- **WHAT YOU HAVE TO DO**:
Drop every picture, then transcribe the remaining data exactly.

***** SOURCE MATERIAL *****

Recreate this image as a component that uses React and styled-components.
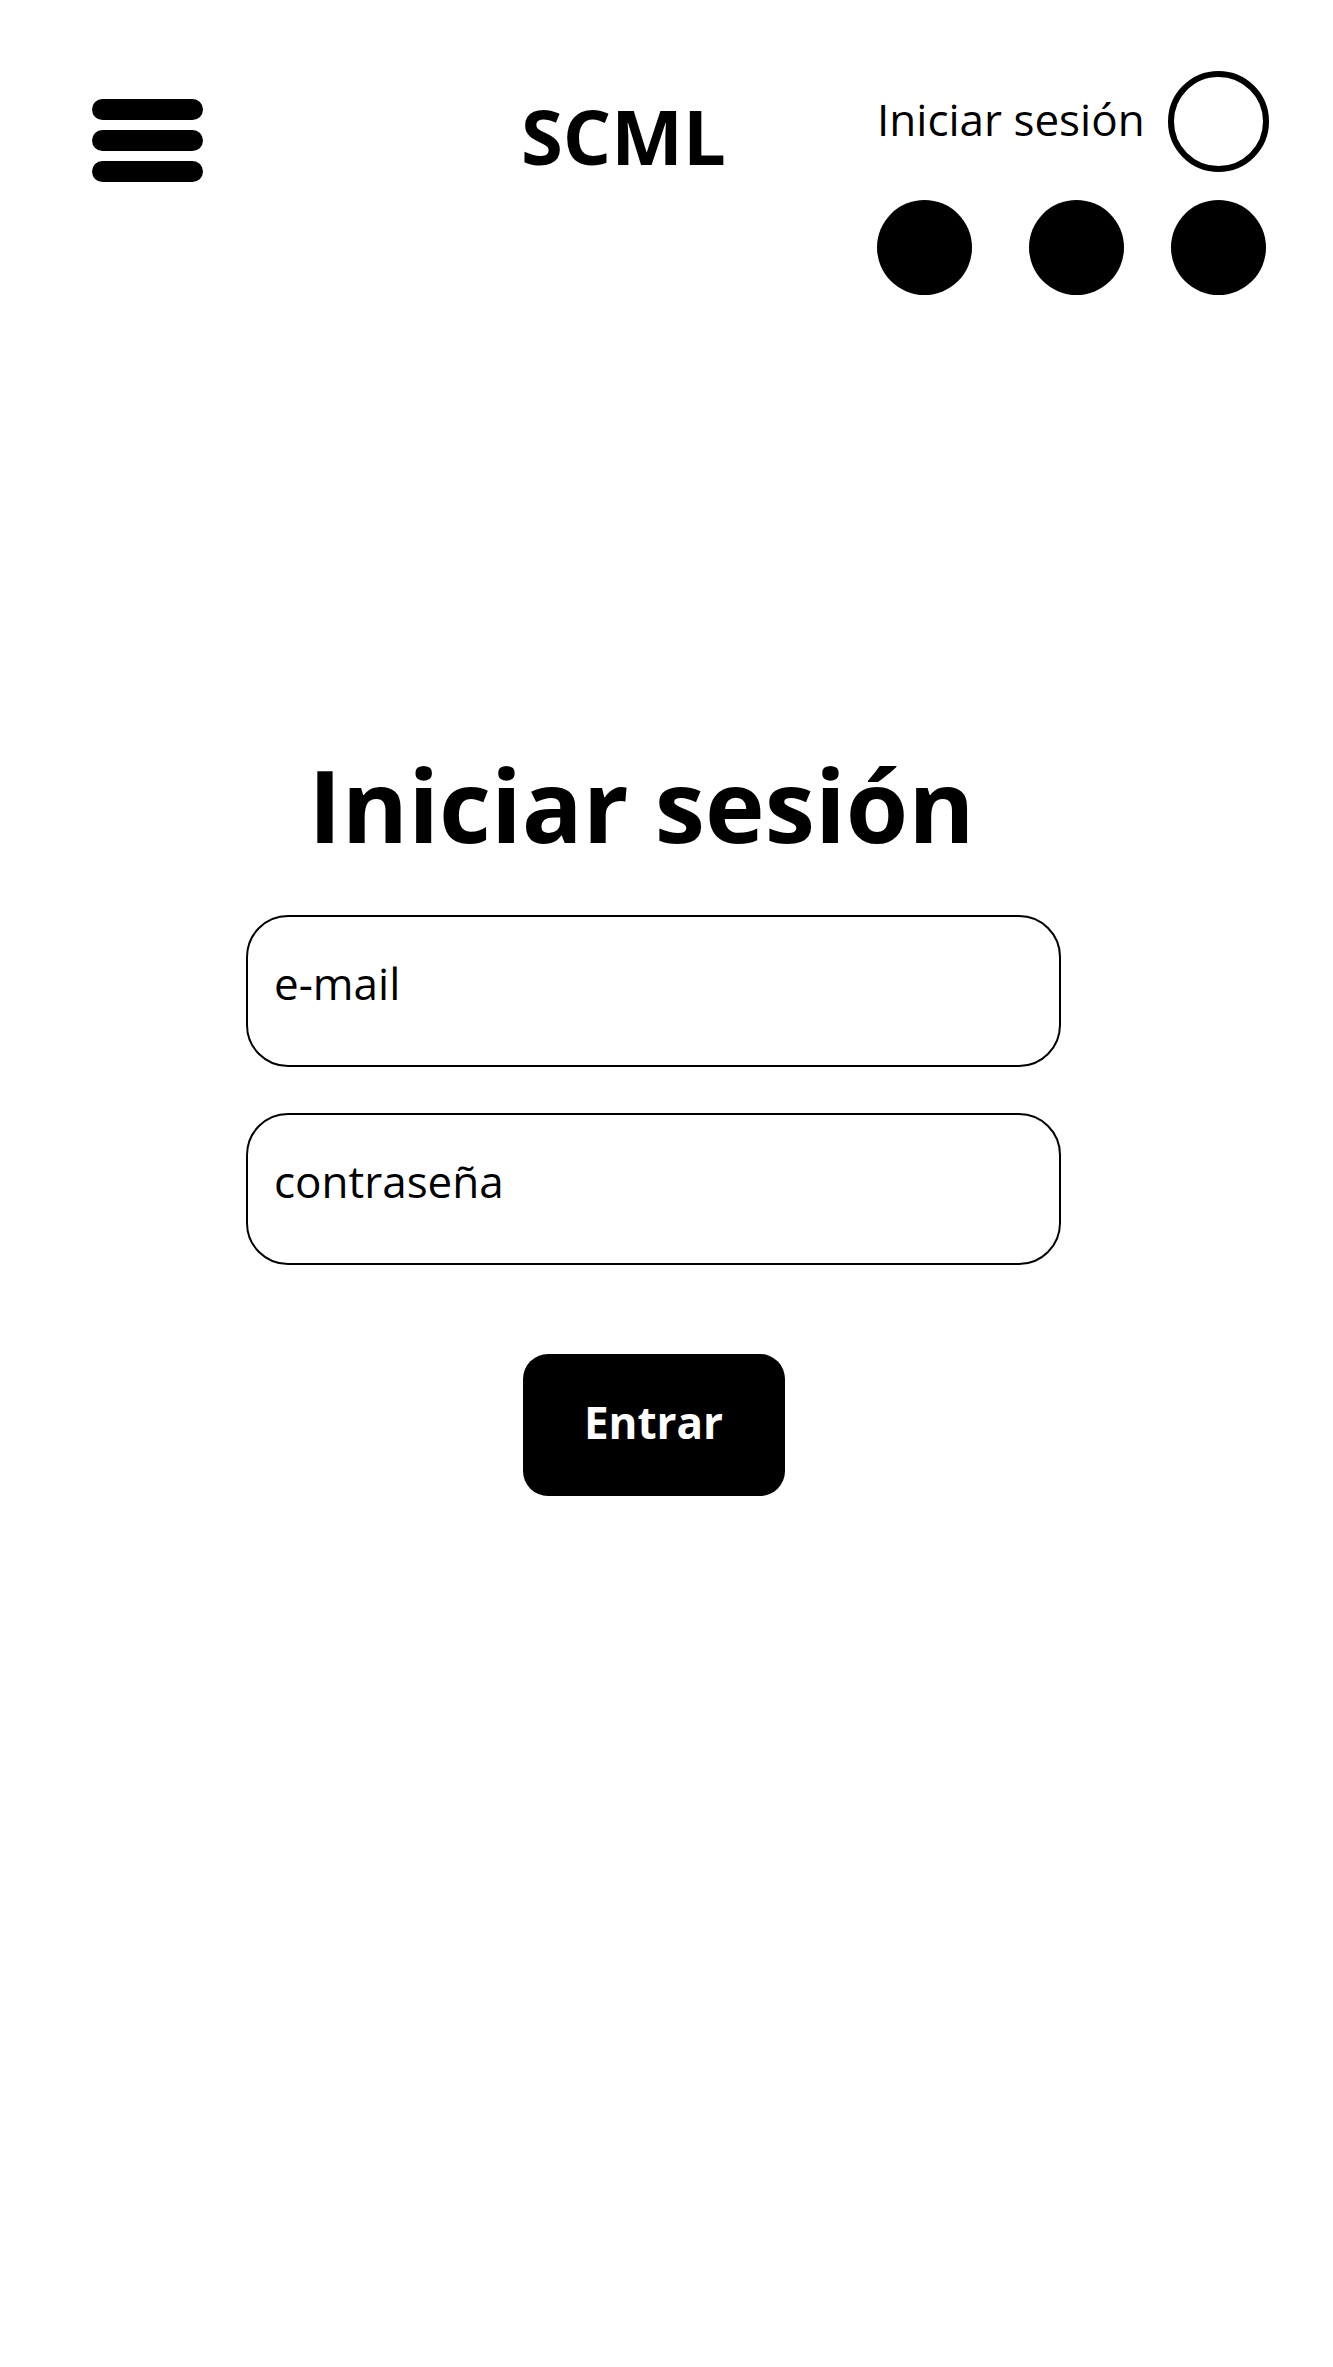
import React from "react";
import styled, { createGlobalStyle } from "styled-components";

const GlobalStyle = createGlobalStyle`
  *, *::before, *::after { box-sizing: border-box; }
  body {
    margin: 0;
    background: #fff;
    color: #000;
    font-family: "Open Sans", "Noto Sans", sans-serif;
  }
`;

const Header = styled.header`
  display: grid;
  grid-template-columns: 429fr 356fr 392px;
  align-items: start;
  padding: 71px 64px 0 92px;
`;

const MenuButton = styled.button`
  display: flex;
  flex-direction: column;
  gap: 10px;
  width: 111px;
  margin-top: 28px;
  padding: 0;
  border: 0;
  background: none;
  cursor: pointer;
`;

const MenuBar = styled.span`
  width: 100%;
  height: 21px;
  border-radius: 11px;
  background: #000;
`;

const Brand = styled.a`
  margin-top: 15px;
  color: inherit;
  font-size: 76px;
  font-weight: 700;
  line-height: 100px;
  text-decoration: none;
`;

const Account = styled.div`
  display: flex;
  flex-direction: column;
  gap: 28px;
`;

const AccountLink = styled.a`
  display: flex;
  align-items: center;
  justify-content: space-between;
  color: inherit;
  font-size: 44px;
  line-height: 60px;
  text-decoration: none;
  white-space: nowrap;
`;

const AccountLabel = styled.span`
  padding-bottom: 6px;
`;

const Avatar = styled.span`
  width: 101px;
  height: 101px;
  border: 6px solid #000;
  border-radius: 50%;
`;

const Shortcuts = styled.nav`
  display: grid;
  grid-template-columns: 152px 142px 95px;
`;

const Shortcut = styled.button`
  width: 95px;
  height: 95px;
  padding: 0;
  border: 0;
  border-radius: 50%;
  background: #000;
  cursor: pointer;
`;

const Main = styled.main`
  padding: 444px 272px 120px 246px;
`;

const Form = styled.form`
  display: flex;
  flex-direction: column;
  align-items: center;
  gap: 46px;
`;

const Heading = styled.h1`
  margin: 0;
  padding-right: 24px;
  font-size: 101px;
  font-weight: 700;
  line-height: 130px;
  white-space: nowrap;
`;

const Field = styled.input`
  width: 100%;
  height: 152px;
  padding: 0 26px 16px;
  border: 2px solid #000;
  border-radius: 42px;
  background: #fff;
  color: #000;
  font-family: inherit;
  font-size: 44px;

  &::placeholder {
    color: #000;
    opacity: 1;
  }
`;

const Submit = styled.button`
  width: 262px;
  height: 142px;
  margin-top: 43px;
  padding: 0 0 6px;
  border: 0;
  border-radius: 25px;
  background: #000;
  color: #fff;
  font-family: inherit;
  font-size: 44px;
  font-weight: 700;
  cursor: pointer;
`;

export default function App() {
  return (
    <>
      <GlobalStyle />
      <Header>
        <MenuButton type="button" aria-label="Menú">
          <MenuBar />
          <MenuBar />
          <MenuBar />
        </MenuButton>
        <Brand href="#">SCML</Brand>
        <Account>
          <AccountLink href="#login">
            <AccountLabel>Iniciar sesión</AccountLabel>
            <Avatar />
          </AccountLink>
          <Shortcuts aria-label="Accesos directos">
            <Shortcut type="button" aria-label="Acceso 1" />
            <Shortcut type="button" aria-label="Acceso 2" />
            <Shortcut type="button" aria-label="Acceso 3" />
          </Shortcuts>
        </Account>
      </Header>
      <Main>
        <Form id="login">
          <Heading>Iniciar sesión</Heading>
          <Field type="email" name="email" placeholder="e-mail" aria-label="e-mail" />
          <Field
            type="password"
            name="password"
            placeholder="contraseña"
            aria-label="contraseña"
          />
          <Submit type="submit">Entrar</Submit>
        </Form>
      </Main>
    </>
  );
}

*****

- **ANSWER TO THE EXERCISE**:
Recreate this image as a component that uses React and styled-components.
import React from "react";
import styled, { createGlobalStyle } from "styled-components";

const GlobalStyle = createGlobalStyle`
  *, *::before, *::after { box-sizing: border-box; }
  body {
    margin: 0;
    background: #fff;
    color: #000;
    font-family: "Open Sans", "Noto Sans", sans-serif;
  }
`;

const Header = styled.header`
  display: grid;
  grid-template-columns: 429fr 356fr 392px;
  align-items: start;
  padding: 71px 64px 0 92px;
`;

const MenuButton = styled.button`
  display: flex;
  flex-direction: column;
  gap: 10px;
  width: 111px;
  margin-top: 28px;
  padding: 0;
  border: 0;
  background: none;
  cursor: pointer;
`;

const MenuBar = styled.span`
  width: 100%;
  height: 21px;
  border-radius: 11px;
  background: #000;
`;

const Brand = styled.a`
  margin-top: 15px;
  color: inherit;
  font-size: 76px;
  font-weight: 700;
  line-height: 100px;
  text-decoration: none;
`;

const Account = styled.div`
  display: flex;
  flex-direction: column;
  gap: 28px;
`;

const AccountLink = styled.a`
  display: flex;
  align-items: center;
  justify-content: space-between;
  color: inherit;
  font-size: 44px;
  line-height: 60px;
  text-decoration: none;
  white-space: nowrap;
`;

const AccountLabel = styled.span`
  padding-bottom: 6px;
`;

const Avatar = styled.span`
  width: 101px;
  height: 101px;
  border: 6px solid #000;
  border-radius: 50%;
`;

const Shortcuts = styled.nav`
  display: grid;
  grid-template-columns: 152px 142px 95px;
`;

const Shortcut = styled.button`
  width: 95px;
  height: 95px;
  padding: 0;
  border: 0;
  border-radius: 50%;
  background: #000;
  cursor: pointer;
`;

const Main = styled.main`
  padding: 444px 272px 120px 246px;
`;

const Form = styled.form`
  display: flex;
  flex-direction: column;
  align-items: center;
  gap: 46px;
`;

const Heading = styled.h1`
  margin: 0;
  padding-right: 24px;
  font-size: 101px;
  font-weight: 700;
  line-height: 130px;
  white-space: nowrap;
`;

const Field = styled.input`
  width: 100%;
  height: 152px;
  padding: 0 26px 16px;
  border: 2px solid #000;
  border-radius: 42px;
  background: #fff;
  color: #000;
  font-family: inherit;
  font-size: 44px;

  &::placeholder {
    color: #000;
    opacity: 1;
  }
`;

const Submit = styled.button`
  width: 262px;
  height: 142px;
  margin-top: 43px;
  padding: 0 0 6px;
  border: 0;
  border-radius: 25px;
  background: #000;
  color: #fff;
  font-family: inherit;
  font-size: 44px;
  font-weight: 700;
  cursor: pointer;
`;

export default function App() {
  return (
    <>
      <GlobalStyle />
      <Header>
        <MenuButton type="button" aria-label="Menú">
          <MenuBar />
          <MenuBar />
          <MenuBar />
        </MenuButton>
        <Brand href="#">SCML</Brand>
        <Account>
          <AccountLink href="#login">
            <AccountLabel>Iniciar sesión</AccountLabel>
            <Avatar />
          </AccountLink>
          <Shortcuts aria-label="Accesos directos">
            <Shortcut type="button" aria-label="Acceso 1" />
            <Shortcut type="button" aria-label="Acceso 2" />
            <Shortcut type="button" aria-label="Acceso 3" />
          </Shortcuts>
        </Account>
      </Header>
      <Main>
        <Form id="login">
          <Heading>Iniciar sesión</Heading>
          <Field type="email" name="email" placeholder="e-mail" aria-label="e-mail" />
          <Field
            type="password"
            name="password"
            placeholder="contraseña"
            aria-label="contraseña"
          />
          <Submit type="submit">Entrar</Submit>
        </Form>
      </Main>
    </>
  );
}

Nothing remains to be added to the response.